Sunderland haven't been in the WSL since 2017. Their budget in the Championship has been among the lowest across both WSL tiers. The previous ownership group under former chairman Stewart Donald let spending collapse to near-zero. Kyril Louis-Dreyfus reversed that decline when he took over the men's club in 2021, but the women's team never fully caught the wave.
That changes now — gradually. The immediate hires signal intent: Hannah Forshaw, former Everton Women CEO and ex-Liverpool vice-president of club operations, has joined as a senior adviser. Commercial and football operations teams are being built out. Five commercial contracts between Bay Collective and Sunderland have been agreed, covering everything from intellectual property rights to revenue splits.
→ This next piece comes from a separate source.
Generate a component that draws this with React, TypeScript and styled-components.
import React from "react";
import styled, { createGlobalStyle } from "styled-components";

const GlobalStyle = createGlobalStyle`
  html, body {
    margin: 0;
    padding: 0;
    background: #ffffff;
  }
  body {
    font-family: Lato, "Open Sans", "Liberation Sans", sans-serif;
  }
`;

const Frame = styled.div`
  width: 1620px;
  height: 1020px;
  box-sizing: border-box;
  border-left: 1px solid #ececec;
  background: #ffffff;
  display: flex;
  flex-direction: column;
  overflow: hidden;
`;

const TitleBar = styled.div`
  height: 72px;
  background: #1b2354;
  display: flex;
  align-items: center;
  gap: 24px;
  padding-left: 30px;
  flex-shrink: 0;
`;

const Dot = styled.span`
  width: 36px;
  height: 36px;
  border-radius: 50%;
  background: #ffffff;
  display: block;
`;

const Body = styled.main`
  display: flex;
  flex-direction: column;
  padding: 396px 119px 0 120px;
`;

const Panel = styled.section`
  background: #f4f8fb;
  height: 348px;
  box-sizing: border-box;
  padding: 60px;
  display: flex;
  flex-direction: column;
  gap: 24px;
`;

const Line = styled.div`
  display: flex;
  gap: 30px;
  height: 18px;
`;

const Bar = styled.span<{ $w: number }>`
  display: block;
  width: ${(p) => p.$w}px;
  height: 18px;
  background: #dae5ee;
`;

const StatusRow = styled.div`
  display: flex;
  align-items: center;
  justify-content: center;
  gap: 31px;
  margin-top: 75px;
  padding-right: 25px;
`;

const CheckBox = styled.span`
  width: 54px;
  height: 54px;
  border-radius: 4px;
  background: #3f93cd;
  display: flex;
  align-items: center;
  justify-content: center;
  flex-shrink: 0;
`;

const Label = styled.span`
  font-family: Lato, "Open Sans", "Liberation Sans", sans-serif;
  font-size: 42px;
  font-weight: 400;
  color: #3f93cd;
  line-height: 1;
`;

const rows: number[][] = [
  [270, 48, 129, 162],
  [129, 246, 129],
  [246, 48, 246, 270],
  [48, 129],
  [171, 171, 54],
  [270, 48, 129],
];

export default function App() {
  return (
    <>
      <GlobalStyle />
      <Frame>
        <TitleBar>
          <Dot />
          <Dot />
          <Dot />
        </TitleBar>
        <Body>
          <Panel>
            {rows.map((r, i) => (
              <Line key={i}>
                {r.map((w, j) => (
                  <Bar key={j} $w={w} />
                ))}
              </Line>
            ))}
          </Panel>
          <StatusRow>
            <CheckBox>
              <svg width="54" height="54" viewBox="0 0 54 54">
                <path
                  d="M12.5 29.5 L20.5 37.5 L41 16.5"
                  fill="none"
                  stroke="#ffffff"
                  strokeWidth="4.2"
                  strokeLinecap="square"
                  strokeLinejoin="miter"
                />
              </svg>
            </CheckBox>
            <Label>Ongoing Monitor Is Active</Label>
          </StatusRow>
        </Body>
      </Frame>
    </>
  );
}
The academy angle is the real story
Sunderland's women's development history is extraordinary. Lucy Bronze, Jordan Nobbs, Jill Scott, Demi Stokes, Lucy Staniforth, Poppy Pattinson, Carly Telford — Lionesses, all of them, all came through the club's academy. That pipeline has survived partly because the Foundation of Light charity plugged funding gaps when the club couldn't. Over 800 girls currently take part in weekly Foundation training programmes. A single private donation from a supporter, secured after girls' teams were showcased at half-time of a men's game, has funded the academy for three years.
That arrangement was always fragile. Bay Collective want to bring the entire pathway under one roof at the Academy of Light, giving the girls' programme the same infrastructure the boys' teams have long had. "You want the girls to have the same opportunities the boys have had," said Jamie Wright, the Foundation's deputy CEO — acknowledging what everyone in women's football already knows: parity in access has never been guaranteed.
Cossington called Sunderland's academy "unique" and a key factor in attracting Bay Collective to the club. Bay FC are already building a state-of-the-art performance centre in San Francisco, due to open in 2027. No equivalent blueprint exists for Wearside yet, but it gives you a sense of the group's ceiling.
On matchdays, Sunderland Women currently play at Eppleton Colliery Welfare Ground — 2,500 capacity, 250 seats, eight miles from the city centre. A groundshare agreement with the men's club means that if promotion to the WSL is secured, all league home games move to the Stadium of Light. That's the carrot. Promotion is the goal, "as early as is feasibly possible" in Cossington's words.
As for the takeover price, both parties are keeping that locked down. Sunderland CEO Tom Burwell described it only as "a revenue multiple we're very proud of" — with Women's revenue for 2024-25 sitting at £872,000, the maths on what 80 per cent cost is left to imagination. What's clear is the proceeds aren't ring-fenced for anything specific, and Burwell flatly denied they'd be used to service the £19.8 million interest-free debt the club's owners are owed.
Sunderland are the fourth Premier League club to sell a share in their women's team to an external investor in two years, following Chelsea, Aston Villa, and Everton. Unlike those three, they didn't restructure the women's team internally first. They just sold — because the expertise to negotiate a private equity deal didn't exist inside the club, and they knew it.
"There wasn't an investment professional," Burwell acknowledged. "The expertise to actually complete a transaction with a private equity firm like Sixth Street needed to be from outside the club." That kind of honesty is either refreshing or damning depending on your view of how Sunderland Women were managed before this moment.